Breaking the unions
Sir: By the time this letter appears we shall know whether the land of my birth has separated from the land of my life. I hope not. But is there not an uncanny parallel between the rise of the Scottish desire to quit England and the English desire to quit Europe? The same arguments about control from a city outside the nation; about elites and technocrats dictating to and imposing upon a sturdy independent people; the belief that outside the union (with England, with European partners) a radiant future beckons; endless columns, pamphlets and books explaining why rule from London/Brussels must be overthrown; and a charismatic, one-liner leader worshipped by his followers and given uncritical support by the BBC and other media. For 25 years the Scots have been told with increasing intensity that union with England is a bad thing, and the English have been told that being in Europe is like being ‘shackled to a corpse’, to use Douglas Carswell’s metaphor.

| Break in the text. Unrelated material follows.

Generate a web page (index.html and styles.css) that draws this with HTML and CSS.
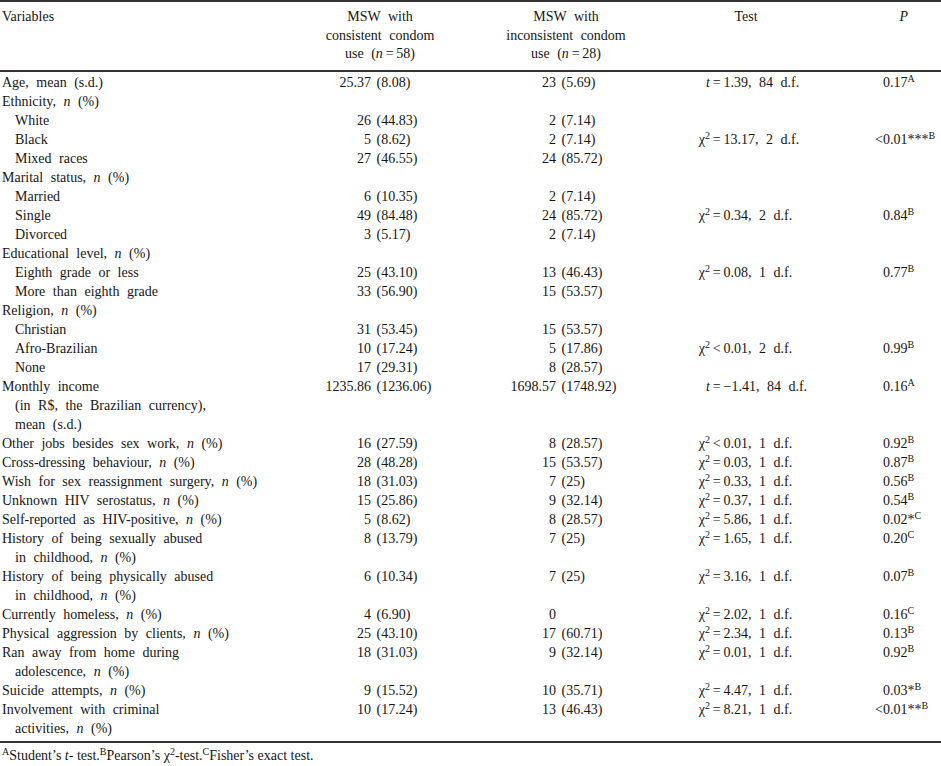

If, as I hope, the United Kingdom is still around, I wonder if all the ultras of the anti-EU crusade will pause for thought. I doubt it.
Dr Denis Macshane
Lay off the Welsh, Toby
Sir: Writing as a Welshman, and a strong unionist and former Conservative MP, to me it was always obvious that Labour’s wheeze of devolution was a self-seeking racket, designed to contain nationalism and embed socialist administrations in Wales and Scotland in perpetuity. The racket has rebounded on them, for devolution has only served to nourish the nationalist appetite. The cause of Union is not helped when your associate editor, Toby Young, a self-styled ‘munificent Englishman’, takes gratuitous potshots against the Welsh and the Welsh language (Status Anxiety, 13 September).
Mr Young casts the Welsh as being the ‘chippiest in Europe’: ‘quarrelsome… hobbits’. Given his deep involvement in education, I would have preferred him to adopt Shakespeare’s take in Henry V when the King, rather more fondly, reflects: ‘Though it appear a little out of fashion, There is much care and valor in this Welshman.’ But, then, the King appreciated the value of unity in a band of brothers.
He criticises the Welsh language for its putative omission of vowels. I agree that Welsh is a very difficult language to learn — especially for adults. However, an associate editor of The Spectator should have checked his facts. Welsh boasts more vowels than does English. I fear that Mr Young has served only to confirm what all Welsh speakers know — in time-honoured phraseology — that every Englishman begins with a vowel.
Borough Green, Kent
A woeful response
Sir: I would like to defend Mary Wakefield’s article (‘999 emergency’, 30 August), and to criticise the woeful response of Ann Radmore, chief executive of the London Ambulance Service (Letters, 13 September). I am sick of leaders of organisations who, when criticised, simply close ranks and say, ‘we have dedicated staff, good customer satisfaction, nothing to see here, move along please’ (Mid Staffs NHS, South Yorkshire Police, Islington Council, etc). Only after a good few thousand have been killed or sexually abused do they finally admit that ‘lessons must be learned’. Ann Radmore should have written to Mary Wakefield to say: ‘Thank you so much for highlighting problems in our service, we will aim to investigate and, if necessary, address them immediately.’
Wimbledon, London SW19
Sir: Boris Johnson’s comparison of Boris’s London with the Athens of Pericles (‘The spirit of Athens’, 13 September) was hugely enjoyable but utterly specious. Wasn’t Elgin’s acquisition of his collection of sculptures from the Parthenon more like Nazi cultural plunder than Greece’s desire to have them returned? Do the Marbles belong in the British Museum, or in the Unesco World Heritage Monument from which they were taken? Most importantly, to which city did Pericles intend them to belong forever: London or Athens?
Chairman, the British Committee for the Reunification of the Parthenon Marbles
Sir: It is interesting that Toby Young writes about Isis atrocities (Status Anxiety, 6 September) and is offering Latin at his new school. If more people had a proper classical education, they might be less shocked by this kind of thing. As a beginner Latinist I had to read a book that ought to have been titled ‘Caesar’s Gallic Genocide’, while for Greek A-level we had Thucydides’ ‘Internecine Bloodbath’.
Heroes of West Africa
Sir: Another Man’s War by Barnaby Phillips, as reviewed by Aidan Hartley (Books, 6 September), is a much-needed book on the sacrifice and service of West Africans.
As a young third mate in 1964, I met a tally clerk on a ship loading logs and sawn timber in the creeks of Nigeria. He told me that he had been to the Far East as a soldier in the West African Rifles. I was ignorant of this aspect of the second world war and did not give his story much attention. However the next day we got into conversation again. From his pocket he produced a presentation case, and there in the row of medals was the Burma Star. It made a lasting impression on me and I have remembered it ever since. Truly these men were heroes.